━━━ Dataset content

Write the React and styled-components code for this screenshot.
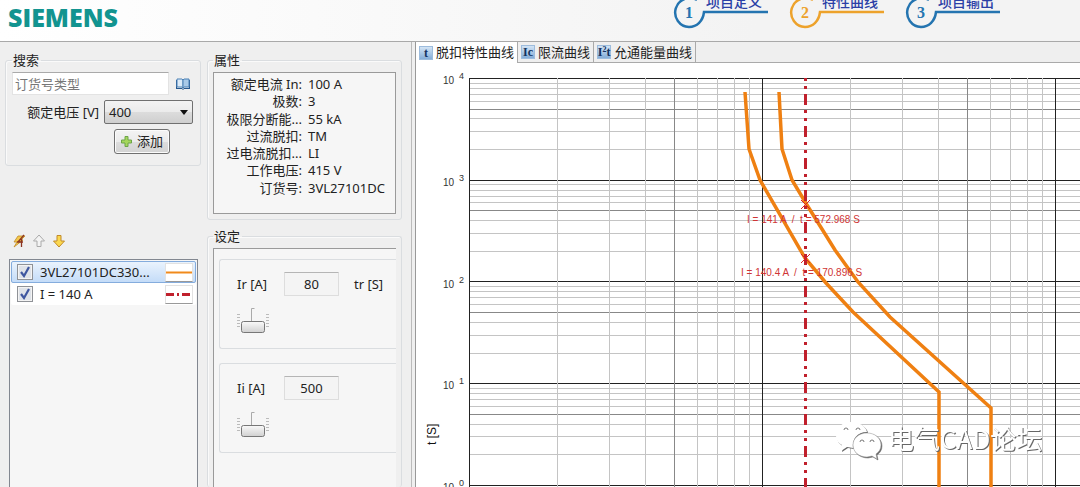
import React, { useState } from "react";
import styled, { createGlobalStyle } from "styled-components";

const GlobalStyle = createGlobalStyle`
  * {
    box-sizing: border-box;
  }
  body {
    margin: 0;
    overflow: hidden;
    background: #efefef;
    color: #222;
    font-family: "Noto Sans", "Noto Sans CJK SC", sans-serif;
    font-size: 13px;
    line-height: 17px;
  }
  button, input, select {
    font: inherit;
    color: inherit;
  }
`;

const Page = styled.div`
  display: flex;
  flex-direction: column;
  height: 100vh;
`;

const Header = styled.header`
  display: flex;
  justify-content: space-between;
  height: 41px;
  flex: none;
  padding: 0 80px 0 8px;
  overflow: hidden;
  background: linear-gradient(90deg, #fff, #f3f3f3 70%);
`;

const Logo = styled.h1`
  margin: 0;
  color: #129490;
  font-family: "Open Sans", sans-serif;
  font-size: 25px;
  font-weight: 800;
  line-height: 34px;
`;

const Steps = styled.nav`
  display: flex;
  gap: 20px;
  margin-top: -20px;
`;

const Step = styled.a`
  position: relative;
  width: 96px;
  height: 50px;
  padding: 14px 0 0 34px;
  color: #2b3fa6;
  font-family: "Liberation Serif", "Noto Sans CJK SC", serif;
  font-size: 14px;
  font-weight: 500;
  line-height: 18px;
  text-decoration: none;
  white-space: nowrap;
`;

const StepRing = styled.svg`
  position: absolute;
  inset: 0;
`;

const Body = styled.div`
  display: grid;
  grid-template-columns: 206px 206px minmax(0, 1fr);
  flex: 1;
  min-height: 0;
  border-top: 1px solid #a9a9a9;
`;

const Column = styled.div`
  display: flex;
  flex-direction: column;
  min-height: 0;
  padding: 10px 5px 0 5px;
`;

const DetailColumn = styled(Column)`
  gap: 8px;
  padding: 10px 9px 0 1px;
  border-right: 1px solid #bbb;
`;

const Group = styled.fieldset`
  display: flex;
  flex-direction: column;
  min-width: 0;
  margin: 0;
  padding: ${(p) => p.$pad || "3px 6px 6px"};
  border: 1px solid #dadde0;
  border-radius: 3px;
  box-shadow: inset 1px 1px #fafafa;
  ${(p) => p.$grow && "flex: 1; border-bottom: 0;"}
`;

const Legend = styled.legend`
  padding: 0 2px 0 1px;
`;

const Line = styled.div`
  display: flex;
  align-items: center;
  justify-content: flex-end;
  gap: 5px;
  margin-bottom: 5px;
`;

const SearchLine = styled(Line)`
  gap: 7px;
  padding-right: 4px;
`;

const SearchInput = styled.input`
  flex: 1;
  min-width: 0;
  height: 23px;
  padding: 0 2px;
  border: 1px solid #e3e3e3;
  border-top-color: #aaa;
  background: #fff;
  &::placeholder {
    color: #777;
    opacity: 1;
  }
`;

const IconButton = styled.button`
  display: flex;
  padding: 0;
  border: 0;
  background: none;
`;

const SelectWrap = styled.div`
  position: relative;
  width: 89px;
  margin-right: 1px;
  & > svg {
    position: absolute;
    right: 5px;
    top: 10px;
    pointer-events: none;
  }
`;

const Select = styled.select`
  display: block;
  width: 100%;
  height: 24px;
  padding: 0 4px;
  appearance: none;
  border: 1px solid #707070;
  border-radius: 2px;
  background: linear-gradient(#f3f3f3 0%, #ebebeb 50%, #dcdcdc 51%, #cfcfcf);
`;

const AddButton = styled.button`
  display: flex;
  align-items: center;
  justify-content: center;
  gap: 5px;
  width: 56px;
  height: 25px;
  margin-right: 24px;
  padding: 0;
  border: 1px solid #707070;
  border-radius: 3px;
  background: linear-gradient(#f3f3f3 0%, #ebebeb 50%, #dddddd 51%, #d3d3d3);
  box-shadow: inset 0 0 0 1px #fbfbfb;
`;

const Toolbar = styled.div`
  display: flex;
  gap: 6px;
  margin: 68px 0 11px 7px;
`;

const DeviceList = styled.ul`
  flex: 1;
  margin: 0 3px 0 4px;
  padding: 1px;
  border: 1px solid #828790;
  border-bottom: 0;
  background: #f6f6f6;
  list-style: none;
`;

const DeviceRow = styled.li`
  display: flex;
  align-items: center;
  height: 22px;
  padding: 0 2px 0 5px;
  border: 1px solid ${(p) => (p.$selected ? "#84acdd" : "transparent")};
  border-radius: 2px;
  background: ${(p) =>
    p.$selected ? "linear-gradient(#eaf3fd, #c4dcf8)" : "#fff"};
  & > label {
    display: flex;
    align-items: center;
    gap: 7px;
    flex: 1;
    white-space: nowrap;
  }
`;

const Check = styled.input`
  width: 16px;
  height: 16px;
  margin: 0;
  appearance: none;
  border: 1px solid #8f9297;
  background: #dfe3e9;
  box-shadow: inset 0 0 0 1px #f4f4f4;
  &:checked {
    background: #dfe3e9
      url("data:image/svg+xml,%3Csvg xmlns='http://www.w3.org/2000/svg' viewBox='0 0 14 14'%3E%3Cpath d='M3 7l3 4 5-9' fill='none' stroke='%233f57a0' stroke-width='2.2'/%3E%3C/svg%3E");
  }
`;

const Swatch = styled.svg`
  border: 1px solid #e2e2e2;
  border-bottom-color: #999;
  background: #fff;
`;

const Properties = styled.dl`
  display: grid;
  grid-template-columns: 88px 1fr;
  grid-auto-rows: 1fr;
  column-gap: 6px;
  min-height: 142px;
  margin: 0;
  padding: 3px 0 16px;
  border: 1px solid #9a9a9a;
  background: #f6f6f6;
  & > dt {
    text-align: right;
    white-space: nowrap;
  }
  & > dd {
    margin: 0;
    white-space: nowrap;
  }
`;

const Settings = styled.div`
  display: flex;
  flex-direction: column;
  gap: 14px;
  flex: 1;
  padding: 10px 0 0 5px;
  border-top: 1px solid #9a9a9a;
  border-left: 1px solid #9a9a9a;
  background: #f6f6f6;
`;

const SettingCard = styled.div`
  height: 90px;
  padding: 12px 0 0 17px;
  border: 1px solid #dadde0;
  border-right: 0;
  border-radius: 3px 0 0 3px;
`;

const SettingRow = styled.div`
  display: grid;
  grid-template-columns: 47px 55px 1fr;
  align-items: center;
`;

const Unit = styled.span`
  padding-left: 15px;
`;

const ValueInput = styled.input`
  width: 100%;
  height: 24px;
  padding: 0;
  border: 1px solid #ddd;
  border-top-color: #b5b5b5;
  border-radius: 1px;
  background: #f4f4f4;
  text-align: center;
`;

const Dial = styled.svg`
  display: block;
  margin-top: 11px;
`;

const ChartPane = styled.main`
  display: flex;
  flex-direction: column;
  margin-left: 3px;
  min-height: 0;
  overflow: hidden;
  border-left: 1px solid #999;
  background: #fff;
`;

const Tabs = styled.div`
  display: flex;
  flex: none;
  height: 21px;
  border-bottom: 1px solid #aaa;
  background: #efefef;
`;

const Tab = styled.button`
  display: flex;
  align-items: center;
  gap: 3px;
  height: ${(p) => (p.$active ? 21 : 20)}px;
  padding: 0 3px;
  border: 0;
  border-right: 1px solid #aaa;
  background: ${(p) => (p.$active ? "#fff" : "#efefef")};
  white-space: nowrap;
`;

const TabBadge = styled.span`
  display: flex;
  align-items: center;
  justify-content: center;
  width: 14px;
  height: 14px;
  background: linear-gradient(#d3e4f5, #84add8);
  border: 1px solid #9dbcdd;
  color: #12335f;
  font-family: "Liberation Serif", serif;
  font-size: 12px;
  font-weight: 700;
  line-height: 12px;
  & sup {
    font-size: 8px;
    line-height: 8px;
    align-self: flex-start;
  }
`;

const Chart = styled.svg`
  display: block;
  width: 100%;
  height: auto;
  flex: none;
  font-family: "Liberation Sans", sans-serif;
  & text {
    white-space: pre;
  }
`;

const Watermark = styled.g`
  fill: #fff;
  filter: drop-shadow(1px 1px 0 #666);
`;

const steps = [
  { n: 1, label: "项目定义", color: "#2474b0" },
  { n: 2, label: "特性曲线", color: "#eda22b" },
  { n: 3, label: "项目输出", color: "#2474b0" },
];

const properties = [
  ["额定电流 In:", "100 A"],
  ["极数:", "3"],
  ["极限分断能...", "55 kA"],
  ["过流脱扣:", "TM"],
  ["过电流脱扣...", "LI"],
  ["工作电压:", "415 V"],
  ["订货号:", "3VL27101DC"],
];

const tabs = [
  { id: "trip", label: "脱扣特性曲线", badge: "t" },
  { id: "limit", label: "限流曲线", badge: "Ic" },
  { id: "energy", label: "允通能量曲线", badge: <>I<sup>2</sup>t</> },
];

const StepLink = ({ n, label, color }) => (
  <Step href={`#step-${n}`}>
    <StepRing width="96" height="50" fill="none">
      <path
        d="M96 32H32C31 41 25 47 17 47A14.5 14.5 0 1 1 25 20"
        stroke={color}
        strokeWidth="2.5"
      />
      <text
        x="17"
        y="38"
        textAnchor="middle"
        fill={color}
        fontFamily="Liberation Serif, serif"
        fontSize="16"
        fontWeight="700"
      >
        {n}
      </text>
    </StepRing>
    {label}
  </Step>
);

const BookIcon = () => (
  <svg width="14" height="12" viewBox="0 0 14 12">
    <path d="M0 2h1v8h5l1 1 1-1h5V2h1v9H8l-1 1-1-1H0z" fill="#27598f" />
    <path d="M1 1h5l1 1v8L6 9H1z" fill="#dcebf8" stroke="#4a80b5" />
    <path d="M13 1H8L7 2v8l1-1h5z" fill="#a9cae8" stroke="#4a80b5" />
  </svg>
);

const PlusIcon = () => (
  <svg width="11" height="11" viewBox="0 0 11 11">
    <path
      d="M4 .5h3V4h3.500v3H7v3.500H4V7H.5V4H4z"
      fill="#a5d65c"
      stroke="#6da548"
    />
  </svg>
);

const EditIcon = () => (
  <svg width="14" height="14" viewBox="0 0 14 14" fill="none">
    <path
      d="M6 2h7L9 6h2L2 13l3-5H2z"
      fill="#f3c94d"
      stroke="#c08a28"
      strokeWidth=".8"
    />
    <path d="M12 1L6 8M9.500 5v8M5 8h6" stroke="#8c3520" strokeWidth="1.300" />
  </svg>
);

const ArrowIcon = ({ down }) => (
  <svg width="14" height="14" viewBox="0 0 14 14">
    <path
      d={
        down
          ? "M5 1.500h4V7h3.500L7 13 1.500 7H5z"
          : "M5 12.500h4V7h3.500L7 1 1.500 7H5z"
      }
      fill={down ? "#fbd84f" : "#f3f3f3"}
      stroke={down ? "#c18a2b" : "#aaa"}
      strokeLinejoin="round"
    />
  </svg>
);

const Setting = ({ id, label, value, extra }) => {
  const [current, setCurrent] = useState(value);
  return (
    <SettingCard>
      <SettingRow>
        <label htmlFor={id}>{label}</label>
        <ValueInput
          id={id}
          value={current}
          onChange={(e) => setCurrent(e.target.value)}
        />
        {extra && <Unit>{extra}</Unit>}
      </SettingRow>
      <Dial width="34" height="28" viewBox="0 0 34 28">
        <defs>
          <linearGradient id={`${id}-knob`} x2="0" y2="1">
            <stop stopColor="#fafafa" />
            <stop offset="1" stopColor="#d0d0d0" />
          </linearGradient>
        </defs>
        <path
          d="M0 7.500h3M0 10.500h3M0 13.500h3M0 16.500h3M0 19.500h3M29 7.500h3M29 10.500h3M29 13.500h3M29 16.500h3M29 19.500h3"
          stroke="#bbb"
        />
        <path d="M14.500 14V1.500h3" fill="none" stroke="#aaa" />
        <rect
          x="4.500"
          y="14.500"
          width="23"
          height="11"
          rx="2"
          fill={`url(#${id}-knob)`}
          stroke="#777"
        />
      </Dial>
    </SettingCard>
  );
};

// plot area, in chart units
const LEFT = 54;
const TOP = 15;
const DECADE_X = 293;
const DECADE_Y = 101.75;

const gridLines = (decades, size) => {
  const lines = [];
  for (let d = 0; d < decades; d++) {
    for (let k = 1; k < 10; k++) {
      lines.push({ k, at: Math.round((d + Math.log10(k)) * size) });
    }
  }
  // full decades are painted last, over the minor lines
  return lines.sort((a, b) => (a.k === 1) - (b.k === 1));
};

const gridColor = (k) => (k === 1 ? "#222" : k === 5 ? "#888" : "#c4c4c4");

const TripChart = () => {
  const bottom = TOP + 4 * DECADE_Y;
  return (
    <Chart viewBox="0 0 664 424">
      {gridLines(4, DECADE_Y)
        .concat({ k: 1, at: 4 * DECADE_Y })
        .map(({ k, at }) => (
          <path
            key={`h${at}`}
            d={`M${LEFT} ${Math.round(bottom - at) + 0.5}H664`}
            stroke={gridColor(k)}
          />
        ))}
      {gridLines(3, DECADE_X).map(({ k, at }) => (
        <path
          key={`v${at}`}
          d={`M${LEFT + at - 0.5} ${TOP}V424`}
          stroke={gridColor(k)}
        />
      ))}
      {[4, 3, 2, 1, 0].map((exp) => {
        const y = TOP + (4 - exp) * DECADE_Y;
        return (
          <g key={exp} fill="#333">
            <text x="27" y={y + 6} fontSize="10">
              10
            </text>
            <text x="43" y={y + 1} fontSize="9">
              {exp}
            </text>
          </g>
        );
      })}
      <text
        transform="translate(20 382) rotate(-90)"
        fontSize="12"
        fill="#111"
      >
        t [S]
      </text>
      <g fill="none" stroke="#ef8012" strokeWidth="3.500">
        <path d="M329 29L333 86 344 117 389 195 410 220 437 249 523 329V424" />
        <path d="M363 29L366 86 376 117 391 142 419 187 442 219 474 254 575 345V424" />
      </g>
      <path
        d="M389.500 15V424"
        stroke="#c0202c"
        strokeWidth="3"
        strokeDasharray="3 5 3 5 11 5"
      />
      <path d="M385 137l9 9m0-9l-9 9M385 191l9 9m0-9l-9 9" stroke="#d22" />
      <g fill="#cf3535" fontSize="10">
        <text x="331" y="160">{"I = 141 A  /  t = 572.968 S"}</text>
        <text x="325" y="213">{"I = 140.4 A  /  t = 170.896 S"}</text>
      </g>
      <Watermark>
        <path d="M435 359c-9 0-15 6-15 13 0 5 2 8 6 10l-1 6 6-4 6 1c-1-9 4-16 14-16-1-6-8-10-16-10z" />
        <path
          d="M451 370c-8 0-14 5-14 12s6 12 14 12l5-1 5 3-1-5c3-2 5-5 5-9 0-7-6-12-14-12z"
          stroke="#999"
          strokeWidth=".5"
        />
        <g fill="none" stroke="#777">
          <path d="M428 367a2 2 0 0 1 4 0M440 367a2 2 0 0 1 4 0M444 379a2 2 0 0 1 4 0M454 379a2 2 0 0 1 4 0" />
        </g>
        <text
          x="472"
          y="386"
          fontSize="26"
          fontFamily="Noto Sans CJK SC, sans-serif"
        >
          电气CAD论坛
        </text>
      </Watermark>
    </Chart>
  );
};

const App = () => {
  const [voltage, setVoltage] = useState("400");
  const [tab, setTab] = useState("trip");

  return (
    <>
      <GlobalStyle />
      <Page>
        <Header>
          <Logo>SIEMENS</Logo>
          <Steps>
            {steps.map((s) => (
              <StepLink key={s.n} {...s} />
            ))}
          </Steps>
        </Header>
        <Body>
          <Column>
            <Group>
              <Legend>搜索</Legend>
              <SearchLine>
                <SearchInput placeholder="订货号类型" aria-label="订货号类型" />
                <IconButton aria-label="目录">
                  <BookIcon />
                </IconButton>
              </SearchLine>
              <Line>
                <label htmlFor="voltage">额定电压 [V]</label>
                <SelectWrap>
                  <Select
                    id="voltage"
                    value={voltage}
                    onChange={(e) => setVoltage(e.target.value)}
                  >
                    <option>230</option>
                    <option>400</option>
                    <option>690</option>
                  </Select>
                  <svg width="8" height="5">
                    <path d="M0 0h8L4 5z" fill="#111" />
                  </svg>
                </SelectWrap>
              </Line>
              <Line>
                <AddButton>
                  <PlusIcon />
                  添加
                </AddButton>
              </Line>
            </Group>
            <Toolbar>
              <IconButton aria-label="编辑">
                <EditIcon />
              </IconButton>
              <IconButton aria-label="上移">
                <ArrowIcon />
              </IconButton>
              <IconButton aria-label="下移">
                <ArrowIcon down />
              </IconButton>
            </Toolbar>
            <DeviceList>
              <DeviceRow $selected>
                <label>
                  <Check type="checkbox" defaultChecked />
                  3VL27101DC330...
                </label>
                <Swatch width="28" height="19">
                  <path d="M0 8.500H28" stroke="#f08a1c" strokeWidth="2" />
                </Swatch>
              </DeviceRow>
              <DeviceRow>
                <label>
                  <Check type="checkbox" defaultChecked />I = 140 A
                </label>
                <Swatch width="28" height="19">
                  <path
                    d="M0 8.500H28"
                    stroke="#c0202c"
                    strokeWidth="3"
                    strokeDasharray="8 3 2 3"
                  />
                </Swatch>
              </DeviceRow>
            </DeviceList>
          </Column>
          <DetailColumn>
            <Group $pad="3px 5px 5px">
              <Legend>属性</Legend>
              <Properties>
                {properties.map(([name, value]) => (
                  <React.Fragment key={name}>
                    <dt>{name}</dt>
                    <dd>{value}</dd>
                  </React.Fragment>
                ))}
              </Properties>
            </Group>
            <Group $grow $pad="3px 5px 0">
              <Legend>设定</Legend>
              <Settings>
                <Setting id="ir" label="Ir [A]" value="80" extra="tr [S]" />
                <Setting id="ii" label="Ii [A]" value="500" />
              </Settings>
            </Group>
          </DetailColumn>
          <ChartPane>
            <Tabs role="tablist">
              {tabs.map((t) => (
                <Tab
                  key={t.id}
                  role="tab"
                  aria-selected={tab === t.id}
                  $active={tab === t.id}
                  onClick={() => setTab(t.id)}
                >
                  <TabBadge aria-hidden="true">{t.badge}</TabBadge>
                  {t.label}
                </Tab>
              ))}
            </Tabs>
            <TripChart />
          </ChartPane>
        </Body>
      </Page>
    </>
  );
};

export default App;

━━━━━━

◆ Stated task
Every line above that contains the word "components" should be reported.

◆ Finished answer
Write the React and styled-components code for this screenshot.
import styled, { createGlobalStyle } from "styled-components";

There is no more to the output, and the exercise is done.